Now normally I try very hard not to pre-judge a beer but the combination of a 7.4% a.b.v and what I would imagine to be an awful lot of sweetness didn’t fill me with much confidence that this is a beer I would wish to do anything much with other than sample…. lets find out if I was right!

The aroma when you open the bottle is quite pleasant there are notes of rum, raisins and vanilla with a slight spicy maltiness in the background. If I had to make one over-riding observation in relation to the aroma of this beer it would have to be that the rum notes are really strong and perhaps a little overwhelming, especially as this is supposed to  be a beer, not actual rum.

It pours a pleasing amber/ruby colour and is quite clear, the head is rather thin but lasts reasonably well.

You can really taste the rum in this beer, there is a raisiny fruitiness, a hint of vanilla and some smokey spiciness as well, luckily this beer isn’t as tooth rottingly sweet as I had imagined nor as sweet as the aroma had suggested, there is some hoppiness to the beer but it is doing a really good job of hiding behind the sweetness.

The body of the beer is very light, particularly in light of the high a.b.v and the big flavours in the beer, to be honest it was a little too light for my personal tastes.  I have tried this beer twice now and both times I have thought that there is far too much diacetyl present for my liking.

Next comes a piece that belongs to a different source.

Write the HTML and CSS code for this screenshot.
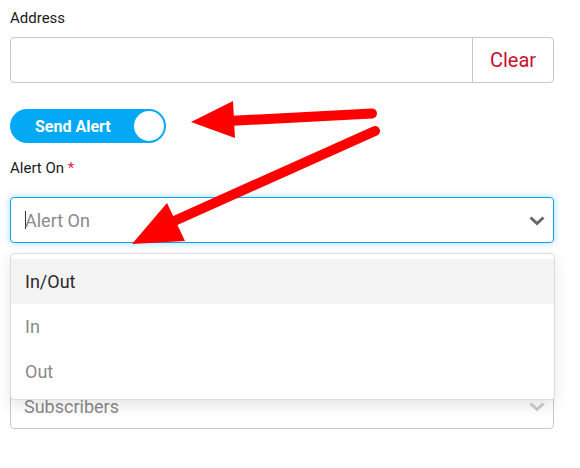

Diacetyl is a by product of the fermentation process that gives a slick mouthfeel if it is present in small amounts and when present in larger amounts gives a buttery flavour to the beer, but not in a nice sense. To give you an idea as to the properties of diacetyl it is what is used to give artificial butter or margarine its “butteriness”  – not what I want in my beer.

I had been hoping with the second bottle not to get as much of that diacetyl taste coming through as it can sometimes just be the result of an bacterial infection in a particular bottle but alas that was not to be and there it was in all its slippy glory in my second bottle.

To sum things up this was an interesting beer to try but far too sweet for the relatively light bod and buttery taste from the diacetyl just doesn’t sit right with me. All in all a dissapointment.